Two-stage segmentation and finite mixture models for dichotomous responses

Abstract

Market research is essential to assist a company in taking the right decisions and guarantee future progress. The crucial goal of a company is to identify and access the appropriate customers for a particular product or service and recognize the best approach to target these products/services to satisfy the needs of customers. Conjoint analysis measures consumer preferences in market research and has been widely used for decades, proving to be an efficient tool especially in market research. A heterogeneous population of customers in market segmentation is defined as a collection of homogeneous subgroups, where every cluster is made up of customers with similar needs and views of how to worth a product. Several segmentation procedures have been proposed in research to identify these clusters and determine the attributes that influence the respondents’ choices in the marketplace.

This study analyzes customer preferences of hand watches described by three attributes, which include four brands, four prices and two types of watches. A full profile method and full factorial design were used, resulting in thirty-two profiles (incentives) of hand watches. These profiles had distinct attribute level combinations and respondents were asked if they would purchase these items, yielding dichotomous responses. Two segmentation methods were used to relate the respondents’ choices to the attributes, which include the two-stage segmentation and latent class analysis.

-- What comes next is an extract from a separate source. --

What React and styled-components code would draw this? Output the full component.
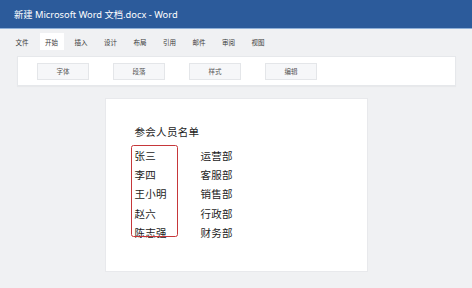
import React from "react";
import styled, { createGlobalStyle } from "styled-components";

const Global = createGlobalStyle`
  html, body { margin: 0; padding: 0; }
  body {
    background: #f0f1f3;
    font-family: "Noto Sans", "Noto Sans CJK SC", sans-serif;
    color: #333;
    width: 472px;
    height: 288px;
    overflow: hidden;
  }
`;

const Window = styled.div`
  display: flex;
  flex-direction: column;
  width: 472px;
  height: 288px;
`;

const TitleBar = styled.div`
  height: 28px;
  background: #2c5b9b;
  border-bottom: 1px solid #8fb0d8;
  display: flex;
  align-items: center;
  padding-left: 14px;
  color: #fff;
  font-size: 9.3px;
  font-family: "Noto Sans", "Noto Sans CJK SC", sans-serif;
`;

const Menu = styled.div`
  display: flex;
  align-items: center;
  height: 17px;
  margin-top: 4px;
  padding-left: 10px;
  gap: 5.5px;
`;

const Tab = styled.div`
  width: 24px;
  height: 17px;
  display: flex;
  align-items: center;
  justify-content: center;
  font-size: 6.5px;
  color: #3a3a3a;
  background: ${(p) => (p.$active ? "#fff" : "transparent")};
`;

const Ribbon = styled.div`
  margin: 6px 16px 0 17px;
  height: 30px;
  background: #fff;
  border: 1px solid #e6e8eb;
  box-sizing: border-box;
  box-shadow: 0 1px 1px rgba(0, 0, 0, 0.03);
  display: flex;
  align-items: center;
  padding-left: 19px;
  gap: 24px;
`;

const GroupButton = styled.div`
  width: 52px;
  height: 17px;
  box-sizing: border-box;
  border: 1px solid #e4e6e9;
  background: #f6f7f9;
  display: flex;
  align-items: center;
  justify-content: center;
  font-size: 6.5px;
  color: #555;
`;

const Workspace = styled.div`
  flex: 1;
  display: flex;
  justify-content: center;
  padding-top: 12px;
`;

const Page = styled.div`
  width: 263px;
  height: 174px;
  box-sizing: border-box;
  background: #fff;
  border: 1px solid #e8e9ec;
  padding: 25.5px 0 0 29px;
  font-family: "Noto Sans CJK SC", sans-serif;
`;

const DocTitle = styled.div`
  font-size: 10.5px;
  line-height: 14px;
  color: #1c1c1c;
  letter-spacing: 0.3px;
`;

const List = styled.div`
  position: relative;
  margin-top: 7.5px;
  display: grid;
  grid-template-columns: 66px auto;
  grid-auto-rows: 19.2px;
  align-items: center;
  font-size: 10.5px;
  color: #1c1c1c;
`;

const Cell = styled.div`
  line-height: 19.2px;
  letter-spacing: 0.2px;
`;

const Highlight = styled.div`
  position: absolute;
  left: -4px;
  top: -1px;
  width: 47px;
  height: 92px;
  box-sizing: border-box;
  border: 1.6px solid #c6373a;
  border-radius: 2.5px;
  pointer-events: none;
`;

const tabs = ["文件", "开始", "插入", "设计", "布局", "引用", "邮件", "审阅", "视图"];
const groups = ["字体", "段落", "样式", "编辑"];
const people = [
  ["张三", "运营部"],
  ["李四", "客服部"],
  ["王小明", "销售部"],
  ["赵六", "行政部"],
  ["陈志强", "财务部"],
];

export default function App() {
  return (
    <>
      <Global />
      <Window>
        <TitleBar>新建 Microsoft Word 文档.docx - Word</TitleBar>
        <Menu>
          {tabs.map((t) => (
            <Tab key={t} $active={t === "开始"}>
              {t}
            </Tab>
          ))}
        </Menu>
        <Ribbon>
          {groups.map((g) => (
            <GroupButton key={g}>{g}</GroupButton>
          ))}
        </Ribbon>
        <Workspace>
          <Page>
            <DocTitle>参会人员名单</DocTitle>
            <List>
              {people.map(([n, d]) => (
                <React.Fragment key={n}>
                  <Cell>{n}</Cell>
                  <Cell>{d}</Cell>
                </React.Fragment>
              ))}
              <Highlight />
            </List>
          </Page>
        </Workspace>
      </Window>
    </>
  );
}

The Two-Stage Segmentation procedure involves the estimation of the individual-level parameters, in the first stage, by using binomial logistic regression models, while in the second stage the respondents are clustered into segments based on the similarity of their estimated parameters. This can be carried out using the Two-Step clustering procedure or some other hierarchical and non-hierarchical non-overlapping clustering algorithms.

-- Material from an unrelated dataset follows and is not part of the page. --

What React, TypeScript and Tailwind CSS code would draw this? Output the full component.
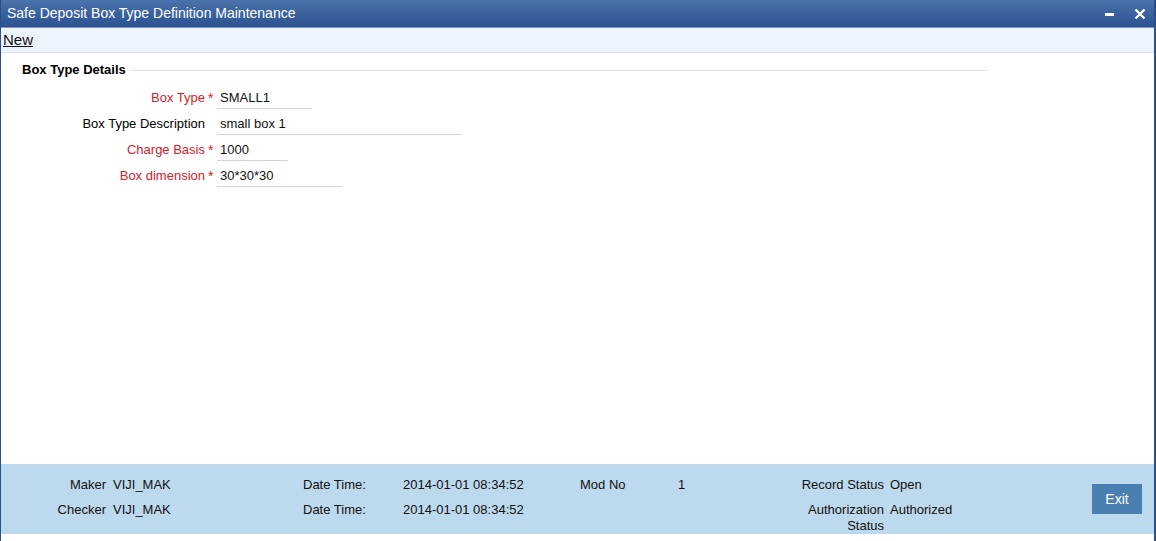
import React from 'react';

const fields = [
  { label: 'Box Type', required: true, value: 'SMALL1', width: 'w-[95px]' },
  { label: 'Box Type Description', required: false, value: 'small box 1', width: 'w-[245px]' },
  { label: 'Charge Basis', required: true, value: '1000', width: 'w-[71px]' },
  { label: 'Box dimension', required: true, value: '30*30*30', width: 'w-[125px]' },
];

const App: React.FC = () => {
  return (
    <div className="w-[1156px] h-[541px] flex flex-col bg-white border-l border-r-2 border-[#2b4f8a] overflow-hidden font-['Liberation_Sans',Arial,sans-serif] text-[13px] text-black">
      {/* title bar */}
      <div className="h-[28px] shrink-0 flex items-center justify-between pl-[6px] pr-[8px] bg-gradient-to-b from-[#4a72ab] to-[#2c5290] border-b border-[#7f97b8]">
        <span className="text-white text-[14px]">Safe Deposit Box Type Definition Maintenance</span>
        <div className="flex items-center gap-[19px]">
          <svg width="11" height="11" viewBox="0 0 11 11">
            <rect x="1" y="5" width="9" height="3" fill="white" />
          </svg>
          <svg width="12" height="12" viewBox="0 0 12 12">
            <path d="M1.5 1.5 L10.5 10.5 M10.5 1.5 L1.5 10.5" stroke="white" strokeWidth="2.4" />
          </svg>
        </div>
      </div>

      {/* toolbar */}
      <div className="h-[25px] shrink-0 flex items-center pl-[2px] bg-[#eef4fd] border-b border-[#dfe4ea]">
        <span className="underline text-[15px] text-[#111]">New</span>
      </div>

      {/* content */}
      <div className="flex-1 pt-[9px]">
        <div className="flex items-center pl-[21px] w-[987px] h-[16px]">
          <span className="font-bold text-[13px] leading-[16px] mr-[4px]">Box Type Details</span>
          <div className="flex-1 h-px bg-[#e3e3e3]" />
        </div>
        <div className="flex flex-col mt-[10px] gap-[5px]">
          {fields.map((f) => (
            <div key={f.label} className="flex items-end h-[21px]">
              <div className="w-[204px] text-right leading-[16px] pb-[3px]">
                <span className={f.required ? 'text-[#d5202a]' : ''}>{f.label}</span>
              </div>
              <div className="w-[12px] text-[#d5202a] text-[14px] leading-[16px] pb-[3px] pl-[3px]">{f.required ? '*' : ''}</div>
              <div className={`${f.width} h-[21px] border-b border-[#d3d3d3] pl-[3px] pt-[2px] leading-[16px] text-[#111]`}>{f.value}</div>
            </div>
          ))}
        </div>
      </div>

      {/* footer */}
      <div className="h-[70px] shrink-0 mb-[7px] bg-[#bdd9ed] flex text-[13px] text-[#111]">
        <div className="flex flex-col pt-[8px]">
          <div className="flex h-[25px] items-center">
            <span className="w-[105px] text-right">Maker</span>
            <span className="w-[197px] pl-[7px]">VIJI_MAK</span>
            <span className="w-[100px]">Date Time:</span>
            <span className="w-[177px]">2014-01-01 08:34:52</span>
            <span className="w-[98px]">Mod No</span>
            <span className="w-[106px]">1</span>
            <span className="w-[100px] text-right">Record Status</span>
            <span className="pl-[6px]">Open</span>
          </div>
          <div className="flex h-[25px] items-start pt-[5px]">
            <span className="w-[105px] text-right leading-[16px]">Checker</span>
            <span className="w-[197px] pl-[7px] leading-[16px]">VIJI_MAK</span>
            <span className="w-[100px] leading-[16px]">Date Time:</span>
            <span className="w-[177px] leading-[16px]">2014-01-01 08:34:52</span>
            <span className="w-[304px] text-right leading-[16px]">Authorization<br />Status</span>
            <span className="pl-[6px] leading-[16px]">Authorized</span>
          </div>
        </div>
        <div className="ml-auto mr-[12px] self-center w-[50px] h-[30px] bg-[#4a80b1] text-white text-[14px] flex items-center justify-center">Exit</div>
      </div>
    </div>
  );
};

export default App;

In latent class analysis, the EM algorithm is used to maximize the expected complete log-likelihood function. The EM algorithm augments the incomplete log-likelihood function by incorporating missing values that represents the unknown cluster membership of each respondent. The posterior probabilities, which are the estimated missing values, are used to allocate respondents in their respective segments. The advantage that Latent class analysis over Two-stage segmentation procedures is that the estimation of regression parameters and segment membership are carried out simultaneously.